The housing bust, as much as everyone hates it, was the result of too much building, coupled with too many people buying who shouldn’t have bought — so-called sub-prime borrowers. The foreclosure crisis and the collapse of construction were necessary and we are left with the detritus — a massive number of bank-owned properties that must be sold before construction begins in earnest again.
In short, you are welcome to hate the current housing mess, but you will not find a magic wand to make it go away and any politician who says otherwise is fooling themselves — or trying to fool voters.

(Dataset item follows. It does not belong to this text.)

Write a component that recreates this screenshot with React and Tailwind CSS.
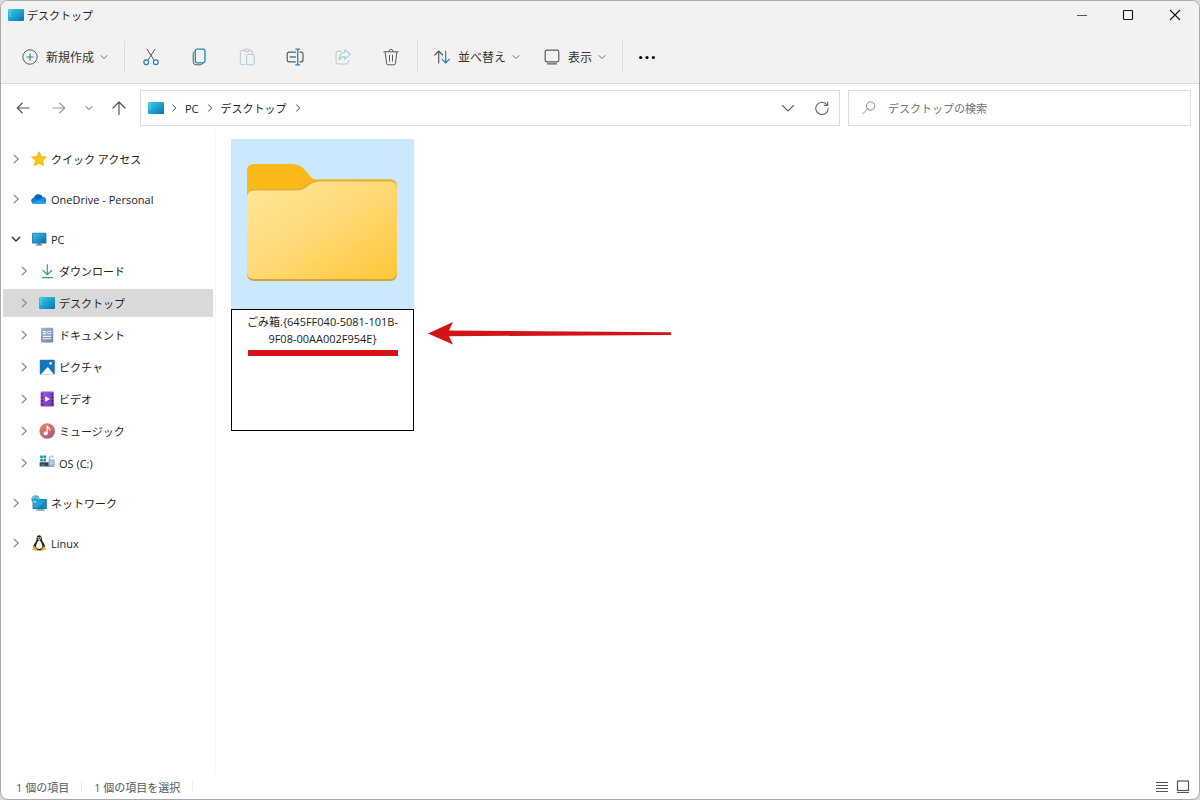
import React from "react";

const line = { fill: "none", strokeLinecap: "round", strokeLinejoin: "round" };

function Chevron({ dir = "down", className = "size-2 text-gray-500" }) {
  const paths = {
    down: "M1 2.6 4 5.6 7 2.6",
    right: "M2.6 1 5.8 4 2.6 7",
  };
  return (
    <svg viewBox="0 0 8 8" className={`shrink-0 ${className}`} aria-hidden="true">
      <path d={paths[dir]} stroke="currentColor" {...line} />
    </svg>
  );
}

function DesktopIcon({ className = "h-4 w-4" }) {
  return (
    <svg viewBox="0 0 16 16" className={`shrink-0 ${className}`} aria-hidden="true">
      <defs>
        <linearGradient id="desk" x1="0" y1="0" x2="1" y2="1">
          <stop offset="0" stopColor="#3ccbe6" />
          <stop offset=".5" stopColor="#1ba3d3" />
          <stop offset="1" stopColor="#0b6fb2" />
        </linearGradient>
      </defs>
      <rect x="0" y="2" width="16" height="12" rx="1" fill="url(#desk)" />
      <path d="M1.6 4h1.2M1.6 6.5h1.2M1.6 9h1.2" stroke="#a5ecf8" strokeWidth="1" />
    </svg>
  );
}

function StarIcon() {
  return (
    <svg viewBox="0 0 16 16" className="size-4 shrink-0" aria-hidden="true">
      <path d="M8 .7 10.2 5.4 15.5 6 11.6 9.5 12.7 14.8 8 12.2 3.3 14.8 4.4 9.5.5 6 5.8 5.4Z" fill="#fcc419" stroke="#f8b90c" strokeWidth=".8" strokeLinejoin="round" />
    </svg>
  );
}

function CloudIcon() {
  return (
    <svg viewBox="0 0 16 16" className="size-4 shrink-0" aria-hidden="true">
      <path d="M3.2 13A3.2 3.2 0 0 1 3 6.7 4.7 4.7 0 0 1 11.8 6 3.6 3.6 0 0 1 12.5 13Z" fill="#0a62b8" />
      <path d="M3.2 13A3.2 3.2 0 0 1 3 6.7L11.5 13Z" fill="#1180d8" />
      <path d="M7 9.4 11.6 6.1A3.5 3.5 0 0 1 12.5 13H3.2Z" fill="#1c8be0" />
      <path d="M1 11.8 7.2 9.2 15.2 11.4A3.2 3.2 0 0 1 12.5 13H3.2A3.2 3.2 0 0 1 1 11.8Z" fill="#2b9deb" />
    </svg>
  );
}

function PcIcon() {
  return (
    <svg viewBox="0 0 16 16" className="size-4 shrink-0" aria-hidden="true">
      <defs>
        <linearGradient id="pc" x1="0" y1="0" x2="1" y2="1">
          <stop offset="0" stopColor="#38c6e6" />
          <stop offset="1" stopColor="#0c6cae" />
        </linearGradient>
      </defs>
      <path d="M6.5 12h3.4v2H6.5z" fill="#7d98a8" />
      <path d="M4.8 13.6h6.6v1H4.8z" fill="#5a7788" />
      <rect x="1" y="1.8" width="14.4" height="10.8" rx=".9" fill="#24739b" />
      <rect x="1.6" y="2.4" width="13.2" height="9.4" fill="url(#pc)" />
    </svg>
  );
}

function DownloadIcon() {
  return (
    <svg viewBox="0 0 16 16" className="size-4 shrink-0" aria-hidden="true">
      <path d="M8.3 1.6V11.4M4 7.5l4.3 4.2 4.3-4.2M3.2 14.6h10.4" stroke="#32a18b" strokeWidth="1.2" {...line} />
    </svg>
  );
}

function DocumentIcon() {
  return (
    <svg viewBox="0 0 16 16" className="size-4 shrink-0" aria-hidden="true">
      <defs>
        <linearGradient id="doc" x1="0" y1="0" x2="1" y2="1">
          <stop offset="0" stopColor="#a4b6ca" />
          <stop offset="1" stopColor="#6d86a3" />
        </linearGradient>
      </defs>
      <rect x="2" y=".8" width="12.2" height="14.6" rx="1" fill="url(#doc)" />
      <path d="M4 4.6h3.2M4 6.6h3.2M4 9.4h8.2M4 11.8h8.2" stroke="#f4f8fc" strokeWidth="1.1" />
      <rect x="8.4" y="3.8" width="3.8" height="3.4" fill="#e9f1fa" />
      <rect x="9.4" y="4.8" width="1.8" height="1.4" fill="#4c7fb2" />
    </svg>
  );
}

function PictureIcon() {
  return (
    <svg viewBox="0 0 16 16" className="size-4 shrink-0" aria-hidden="true">
      <rect x=".8" y=".8" width="15" height="14.6" rx="1.2" fill="#1477bd" />
      <path d="M1.8 15.4 8.2 8.6q.5-.5 1 0l5.8 6.8Z" fill="#fff" />
      <circle cx="11.6" cy="4.4" r="1.3" fill="#fff" />
    </svg>
  );
}

function VideoIcon() {
  return (
    <svg viewBox="0 0 16 16" className="size-4 shrink-0" aria-hidden="true">
      <defs>
        <linearGradient id="vid" x1="0" y1="0" x2="1" y2="1">
          <stop offset="0" stopColor="#9a5be0" />
          <stop offset="1" stopColor="#7433b8" />
        </linearGradient>
      </defs>
      <rect x="1.6" y=".6" width="13.2" height="15" rx="1.2" fill="url(#vid)" />
      <path d="M3.1 2.4v12M13.3 2.4v12" stroke="#35145e" strokeWidth="1.5" strokeDasharray="1.5 1.9" />
      <path d="M6.2 5.3 11 8 6.2 10.8Z" fill="#fff" />
    </svg>
  );
}

function MusicIcon() {
  return (
    <svg viewBox="0 0 16 16" className="size-4 shrink-0" aria-hidden="true">
      <defs>
        <linearGradient id="mus" x1="0" y1="0" x2=".6" y2="1">
          <stop offset="0" stopColor="#e58a4b" />
          <stop offset=".55" stopColor="#cf6c6a" />
          <stop offset="1" stopColor="#a8568e" />
        </linearGradient>
      </defs>
      <circle cx="8.2" cy="8" r="7.8" fill="url(#mus)" />
      <circle cx="6.6" cy="10.4" r="2" fill="#fff" />
      <path d="M8.1 10.4V3.2c.6 1.8 3 1.6 2.8 4" stroke="#fff" strokeWidth="1.2" {...line} />
    </svg>
  );
}

function DriveIcon() {
  return (
    <svg viewBox="0 0 16 16" className="size-4 shrink-0" aria-hidden="true">
      <path d="M1.2.4h2.6v2.7H1.2zM4.4.4H7v2.7H4.4zM1.2 3.7h2.6v2.7H1.2zM4.4 3.7H7v2.7H4.4z" fill="#1292c8" />
      <rect x=".6" y="7.2" width="14.4" height="4.4" rx=".6" fill="#39434d" />
      <path d="M2 10.2h4" stroke="#8fa2b0" strokeWidth=".8" />
      <path d="M10.4 5V3a2 2 0 0 1 4 0" stroke="#93a9bb" strokeWidth="1" fill="none" />
      <rect x="9.4" y="4.6" width="6.4" height="6.4" rx="1" fill="#8fb5d3" />
      <path d="M10.8 6.6h3.6M10.8 8.8h3.6" stroke="#e6f1f8" strokeWidth=".8" />
    </svg>
  );
}

function NetworkIcon() {
  return (
    <svg viewBox="0 0 16 16" className="size-4 shrink-0" aria-hidden="true">
      <path d="M7 13.6h5v1H7z" fill="#7d98a8" />
      <path d="M5 14.6h8.8v1H5z" fill="#56849c" />
      <rect x="1.6" y="4" width="14.2" height="10" rx=".8" fill="#0e6ea3" />
      <rect x="2.2" y="4.6" width="13" height="8.6" fill="#27a3d6" />
      <path d="M15.2 4.6v8.6H6Z" fill="#1586c0" />
      <circle cx="4.6" cy="4.4" r="4.2" fill="#2e9fc8" />
      <path d="M1.4 2.8q2 .6 2.4-2.2M2 7q2-1 3.4.4M5 3q1.6-.6 3.2.6" stroke="#9fe3ee" strokeWidth="1.1" fill="none" />
    </svg>
  );
}

function LinuxIcon() {
  return (
    <svg viewBox="0 0 16 16" className="size-4 shrink-0" aria-hidden="true">
      <path d="M8 .2C6.2.2 5.500 1.600 5.600 3.400c.1 1.900-.6 2.800-1.700 4.600C2.900 9.800 2 11.600 2.500 13.300c.6 1.600 2.700 2.200 5.700 2.200s5.300-.6 5.800-2.200c.5-1.800-.4-3.700-1.400-5.400C11.500 6.200 10.900 5.200 10.800 3.400 10.700 1.500 9.800.2 8 .2Z" fill="#22211f" />
      <path d="M8.200 4.900C6.700 6.100 5 8.800 5.100 11.300c.1 1.700 1.400 2.700 3.100 2.700s3-1 3.100-2.700C11.400 8.800 9.700 6.100 8.200 4.900Z" fill="#f6f6f4" />
      <circle cx="7.100" cy="2.800" r=".7" fill="#fff" />
      <circle cx="9.200" cy="2.800" r=".7" fill="#fff" />
      <path d="M6.600 4.200 8.200 3.400 9.900 4.200 8.200 5.400Z" fill="#efb320" />
      <path d="M3.500 10.900 6.400 14.500 5.300 15.800 1 14.700ZM12.800 10.900 10.200 14.300 11.100 15.800 15.300 14.200Z" fill="#efb320" />
    </svg>
  );
}

const tree = [
  { label: "クイック アクセス", icon: StarIcon },
  { label: "OneDrive - Personal", icon: CloudIcon },
  {
    label: "PC",
    icon: PcIcon,
    children: [
      { label: "ダウンロード", icon: DownloadIcon },
      { label: "デスクトップ", icon: DesktopIcon, selected: true },
      { label: "ドキュメント", icon: DocumentIcon },
      { label: "ピクチャ", icon: PictureIcon },
      { label: "ビデオ", icon: VideoIcon },
      { label: "ミュージック", icon: MusicIcon },
      { label: "OS (C:)", icon: DriveIcon },
    ],
  },
  { label: "ネットワーク", icon: NetworkIcon },
  { label: "Linux", icon: LinuxIcon },
];

function TreeRow({ node, nested }) {
  const Icon = node.icon;
  const open = Boolean(node.children);
  return (
    <div className={`flex h-7 items-center ${nested ? "pl-4" : "pl-2"} ${node.selected ? "bg-[#d9d9d9]" : ""}`}>
      <button type="button" aria-label={`${node.label}を展開`} aria-expanded={open} className="flex h-full w-5 shrink-0 items-center">
        <Chevron dir={open ? "down" : "right"} className={open ? "size-2.5 text-gray-800" : "size-2.5 text-[#8f8f8f]"} />
      </button>
      <a href="#" className="flex h-full min-w-0 flex-1 items-center gap-1">
        <Icon />
        <span className="truncate pt-0.5">{node.label}</span>
      </a>
    </div>
  );
}

function Sidebar() {
  return (
    <nav aria-label="ナビゲーション" className="w-[215px] shrink-0 border-r border-[#f7f7f7] pt-3.5 pr-0.5 pl-0.5 text-[11px] leading-4">
      <ul className="flex flex-col gap-3">
        {tree.map((node) => (
          <li key={node.label} className="flex flex-col gap-1">
            <TreeRow node={node} />
            {node.children && (
              <ul className="flex flex-col gap-1">
                {node.children.map((child) => (
                  <li key={child.label}>
                    <TreeRow node={child} nested />
                  </li>
                ))}
              </ul>
            )}
          </li>
        ))}
      </ul>
    </nav>
  );
}

function TitleBar() {
  return (
    <div className="flex h-[30px] items-start justify-between">
      <div className="flex h-7 items-center gap-[3px] pl-[7px] text-[11px] leading-4">
        <DesktopIcon />
        <h1 className="pt-0.5">デスクトップ</h1>
      </div>
      <div className="flex h-7 text-gray-900">
        <button type="button" aria-label="最小化" className="flex w-[46px] items-center justify-center">
          <svg viewBox="0 0 12 12" className="size-3"><path d="M1 6.500h10" stroke="#555" /></svg>
        </button>
        <button type="button" aria-label="最大化" className="flex w-[46px] items-center justify-center">
          <svg viewBox="0 0 12 12" className="size-3"><rect x="1.500" y="1.500" width="9" height="9" rx=".8" fill="none" stroke="currentColor" strokeWidth="1.200" /></svg>
        </button>
        <button type="button" aria-label="閉じる" className="flex w-[48px] items-center justify-center">
          <svg viewBox="0 0 12 12" className="size-3"><path d="M1 1l10 10M11 1 1 11" stroke="currentColor" strokeWidth="1.100" /></svg>
        </button>
      </div>
    </div>
  );
}

const blue = "#2486b8";
const dark = "#5a5a5a";

const actions = [
  {
    label: "切り取り",
    art: (
      <>
        <path d="M5 1.200 12.400 12.600M13 1.200 5.600 12.600" stroke={dark} {...line} />
        <circle cx="4.200" cy="14.300" r="2.400" stroke={blue} strokeWidth="1.200" fill="none" />
        <circle cx="13.800" cy="14.300" r="2.400" stroke={blue} strokeWidth="1.200" fill="none" />
      </>
    ),
  },
  {
    label: "コピー",
    art: (
      <>
        <path d="M5 3.400C3.800 3.700 3.200 4.300 3.200 5.500v8.300q0 3 3 3h4.500q1.600 0 2.100-1.500" stroke={dark} {...line} />
        <rect x="5.300" y="1.200" width="9.700" height="13.600" rx="1.800" stroke={blue} strokeWidth="1.300" fill="none" />
      </>
    ),
  },
  {
    label: "貼り付け",
    disabled: true,
    art: (
      <>
        <path d="M6.500 2.400H3.300q-1 0-1 1v12.200q0 1 1 1H7M11.200 2.400h2.200q1 0 1 1v1.800" stroke="#c3c3c3" {...line} />
        <rect x="6" y="1.200" width="5.400" height="2.400" rx="1.200" stroke="#c3c3c3" fill="none" />
        <rect x="8.600" y="6.400" width="7.600" height="10.400" rx="1.200" stroke="#a9cbe0" fill="none" />
      </>
    ),
  },
  {
    label: "名前の変更",
    art: (
      <>
        <path d="M9.400 4.200H3.200Q1.200 4.200 1.200 6.200v5.600q0 2 2 2h6.200M14 4.200h1q2 0 2 2v5.600q0 2-2 2h-1" stroke={dark} strokeWidth="1.200" {...line} />
        <path d="M4.200 9h5.200M11.700 1.200v15.600M9.800 1.200h3.800M9.800 16.800h3.800" stroke={blue} strokeWidth="1.300" {...line} />
      </>
    ),
  },
  {
    label: "共有",
    disabled: true,
    art: (
      <>
        <path d="M7.200 3.200H4Q2 3.200 2 5.200v9Q2 16 4 16h8.500q2 0 2-2v-1.500" stroke="#c0c6ca" {...line} />
        <path d="M10.700 1.800 16.400 6.400 10.700 11.200V8.600C8 8.500 6.500 9.500 5 11.600 5.300 7.300 7.500 4.700 10.700 4.500Z" stroke="#a5cde3" strokeWidth="1.100" {...line} />
      </>
    ),
  },
  {
    label: "削除",
    art: (
      <path d="M1.800 3.800h14.400M6.900 3.600q0-2.400 2.100-2.400t2.100 2.400M3.200 4l1.300 11.100q.2 1.700 1.800 1.700h5.400q1.600 0 1.800-1.700L14.800 4M7.500 7.200v6M10.500 7.200v6" stroke={dark} {...line} />
    ),
  },
];

function MenuButton({ label, icon, className = "" }) {
  return (
    <button type="button" className={`flex h-8 shrink-0 items-center gap-2 px-2 ${className}`}>
      {icon}
      <span className="flex items-center gap-1.5">
        <span className="pt-0.5">{label}</span>
        <Chevron className="size-2 text-gray-500" />
      </span>
    </button>
  );
}

function Toolbar() {
  return (
    <div className="flex h-[52px] items-center pl-[13px] text-[12px] leading-4 text-[#333]">
      <MenuButton
        label="新規作成"
        icon={
          <svg viewBox="0 0 16 16" className="size-4" aria-hidden="true">
            <circle cx="8" cy="8" r="7.200" stroke={dark} fill="none" />
            <path d="M8 4.800v6.400M4.800 8h6.400" stroke={blue} strokeWidth="1.100" {...line} />
          </svg>
        }
      />
      <span className="mr-0.5 ml-2 h-8 w-px bg-[#dcdcdc]" />
      {actions.map((action) => (
        <button key={action.label} type="button" aria-label={action.label} disabled={action.disabled} className="flex h-8 w-12 items-center justify-center">
          <svg viewBox="0 0 18 18" className="size-[18px]" aria-hidden="true">{action.art}</svg>
        </button>
      ))}
      <span className="ml-0.5 h-8 w-px bg-[#dcdcdc]" />
      <MenuButton
        label="並べ替え"
        className="ml-2"
        icon={
          <svg viewBox="0 0 16 16" className="size-4" aria-hidden="true">
            <path d="M4.700 14V2.200M.8 6 4.700 2l3.900 4" stroke={dark} strokeWidth="1.200" {...line} />
            <path d="M11.700 2v11.800M8 10.200l3.700 3.800 3.700-3.800" stroke={blue} strokeWidth="1.200" {...line} />
          </svg>
        }
      />
      <MenuButton
        label="表示"
        className="ml-2"
        icon={
          <svg viewBox="0 0 16 16" className="size-4" aria-hidden="true">
            <rect x="1.200" y="1.200" width="13.600" height="11.600" rx="1.800" stroke={dark} strokeWidth="1.200" fill="none" />
            <path d="M3.500 14.800h9" stroke={dark} strokeWidth="1.200" {...line} />
          </svg>
        }
      />
      <span className="ml-2 h-8 w-px bg-[#dcdcdc]" />
      <button type="button" aria-label="もっと見る" className="flex h-8 w-12 items-center justify-center text-black">
        <svg viewBox="0 0 16 16" className="size-4" fill="currentColor" aria-hidden="true">
          <circle cx="1.700" cy="8.500" r="1.600" /><circle cx="8" cy="8.500" r="1.600" /><circle cx="14.300" cy="8.500" r="1.600" />
        </svg>
      </button>
    </div>
  );
}

function AddressRow() {
  const nav = "flex h-8 shrink-0 items-center justify-center";
  return (
    <div className="flex items-center pt-1.5 pr-2 pl-1 text-[11px] leading-4">
      <button type="button" aria-label="戻る" className={`${nav} w-9 text-[#555]`}>
        <svg viewBox="0 0 14 14" className="size-3.5"><path d="M13 7H1.300M6.300 2 1.300 7l5 5" stroke="currentColor" strokeWidth="1.100" {...line} /></svg>
      </button>
      <button type="button" aria-label="進む" className={`${nav} w-9 text-[#999]`}>
        <svg viewBox="0 0 14 14" className="size-3.5"><path d="M1 7h11.700M7.700 2l5 5-5 5" stroke="currentColor" strokeWidth="1.100" {...line} /></svg>
      </button>
      <button type="button" aria-label="最近表示した場所" className={`${nav} w-6`}>
        <Chevron className="size-2 text-gray-600" />
      </button>
      <button type="button" aria-label="上へ" className={`${nav} mr-[3px] w-9 text-[#555]`}>
        <svg viewBox="0 0 14 14" className="size-3.5"><path d="M7 13.500V1.300M1 7l6-6 6 6" stroke="currentColor" strokeWidth="1.200" {...line} /></svg>
      </button>
      <div className="flex h-9 min-w-0 flex-1 items-center border border-[#dedede] pr-[3px] pl-[7px]">
        <DesktopIcon />
        <nav aria-label="パス" className="flex items-center gap-[7px] pl-1.5">
          <Chevron dir="right" className="size-2 text-gray-700" />
          <a href="#" className="pt-0.5">PC</a>
          <Chevron dir="right" className="size-2 text-gray-700" />
          <a href="#" className="pt-0.5">デスクトップ</a>
          <Chevron dir="right" className="size-2 text-gray-700" />
        </nav>
        <button type="button" aria-label="履歴" className="ml-auto flex size-7 items-center justify-center text-[#666]">
          <svg viewBox="0 0 14 14" className="size-3.5"><path d="M1.500 4.500 7 10l5.500-5.500" stroke="currentColor" strokeWidth="1.100" {...line} /></svg>
        </button>
        <button type="button" aria-label="更新" className="ml-1.5 flex size-7 items-center justify-center text-[#666]">
          <svg viewBox="0 0 14 14" className="size-3.5"><path d="M12.200 4A6.200 6.200 0 1 0 13.200 7.200M12.700 1v3.400H9.300" stroke="currentColor" strokeWidth="1.100" {...line} /></svg>
        </button>
      </div>
      <label className="ml-2 flex h-9 w-[343px] items-center gap-3 border border-[#dedede] pl-[13px] text-[#888]">
        <svg viewBox="0 0 14 14" className="size-3.5 shrink-0" aria-hidden="true"><circle cx="8.600" cy="5" r="4.200" stroke="currentColor" fill="none" /><path d="M5.500 8 1 12.600" stroke="currentColor" {...line} /></svg>
        <input type="search" aria-label="デスクトップの検索" placeholder="デスクトップの検索" className="min-w-0 flex-1 bg-transparent pt-0.5 outline-none placeholder:text-[#707070]" />
      </label>
    </div>
  );
}

function Folder() {
  return (
    <svg viewBox="0 0 183 170" className="block w-full bg-[#cce8ff]" role="img" aria-label="フォルダー">
      <defs>
        <linearGradient id="front" x1="0" y1="0" x2="1" y2="1">
          <stop offset="0" stopColor="#ffe69c" />
          <stop offset=".5" stopColor="#ffd974" />
          <stop offset="1" stopColor="#ffc736" />
        </linearGradient>
        <linearGradient id="edge" x1="0" y1="0" x2="0" y2="1">
          <stop offset="0" stopColor="#e5af35" />
          <stop offset="1" stopColor="#d6a23c" />
        </linearGradient>
      </defs>
      <path d="M16 62V32Q16 25 23 25H61Q69 25 74 31L80 38Q82 40.500 86 40.500H159Q166 40.500 166 47.500V80H16Z" fill="#fbb917" />
      <path d="M16 58Q16 50 23 50H61Q70 50 76 45.500Q82 40.500 90 40.500H159Q166 40.500 166 47.500V135Q166 142 159 142H23Q16 142 16 135Z" fill="url(#edge)" />
      <path d="M16 59Q16 51.500 23 51.500H64Q72 51.500 77 47Q82 42.500 90 42.500H159Q166 42.500 166 49.500V133Q166 140 159 140H23Q16 140 16 133Z" fill="url(#front)" />
    </svg>
  );
}

function Files() {
  return (
    <main className="flex min-w-0 flex-1 items-start pt-2 pl-[15px]">
      <div className="w-[183px]">
        <Folder />
        <div className="relative h-[122px] border border-black bg-white">
          <textarea
            aria-label="フォルダー名"
            spellCheck="false"
            defaultValue="ごみ箱.{645FF040-5081-101B-9F08-00AA002F954E}"
            className="block h-full w-full resize-none overflow-hidden px-3 pt-[3px] text-center text-[11px] leading-[17px] text-[#222] outline-none"
          />
          <span className="absolute top-10 left-4 h-1.5 w-[150px] bg-[#d41318]" />
        </div>
      </div>
      <svg viewBox="0 0 243 24" className="mt-[182px] ml-3.5 w-[243px]" aria-hidden="true">
        <path d="M0 12.500 25 1 21 9.500 243 11.200V14L21 15.200 25 23.500Z" fill="#d41318" />
      </svg>
    </main>
  );
}

function StatusBar() {
  return (
    <footer className="flex h-6 items-center pr-[9px] pl-[15px] text-[11px] leading-4 text-[#4f5961]">
      <span className="pt-0.5">1 個の項目</span>
      <span className="mx-3 h-3 w-px bg-[#ececec]" />
      <span className="pt-0.5">1 個の項目を選択</span>
      <span className="mx-3 h-3 w-px bg-[#ececec]" />
      <button type="button" aria-label="詳細表示" className="ml-auto">
        <svg viewBox="0 0 14 14" className="size-3.5"><path d="M1 2.500h12M1 5.500h12M1 8.500h12M1 11.500h12" stroke="#555" /></svg>
      </button>
      <button type="button" aria-label="大アイコン表示" className="ml-[7px]">
        <svg viewBox="0 0 14 14" className="size-3.5"><rect x="1.500" y="1" width="11" height="9.500" fill="none" stroke="#555" strokeWidth="1.200" /><path d="M1 12.500h12" stroke="#555" strokeWidth="1.200" /></svg>
      </button>
    </footer>
  );
}

export default function App() {
  return (
    <div className="min-h-screen bg-[#d8d8d8]">
      <div className="flex min-h-screen flex-col overflow-hidden rounded-lg border border-[#a9a9a9] bg-white font-['Open_Sans','Noto_Sans_CJK_JP',sans-serif] text-[#222]">
        <header className="border-b border-[#dadada] bg-[#f2f2f2]">
          <TitleBar />
          <Toolbar />
        </header>
        <AddressRow />
        <div className="flex flex-1 pt-[5px]">
          <Sidebar />
          <Files />
        </div>
        <StatusBar />
      </div>
    </div>
  );
}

Proposals to eliminate semi-governmental mortgage giants Fannie Mae and Freddie Mac won’t help the current situation. Scrapping them may prevent another bubble in the long-term, but in the short-term it might even slow a housing recovery by making it harder to acquire mortgages.
So if there’s little the government can do, when will the market turn around? That’s the guessing game right now.
Rick Sharga, a senior vice president at RealtyTrac, which monitors foreclosures, says he doesn’t expect the market to be back near anything normal until 2014. This week at a Christian Science Monitor breakfast, Mark Zandi, chief economist of Moody’s Analytics, said he sees things improving markedly in 2012.
But of course the turnaround, whenever it comes, won’t be the same everywhere. Places not so heavily reliant on construction — like the Monied Burbs of the big-city Industrial Metropolis counties — may come back soon, but other places face a much tougher road.
And some may not be the same for years. No matter what a candidate promises you.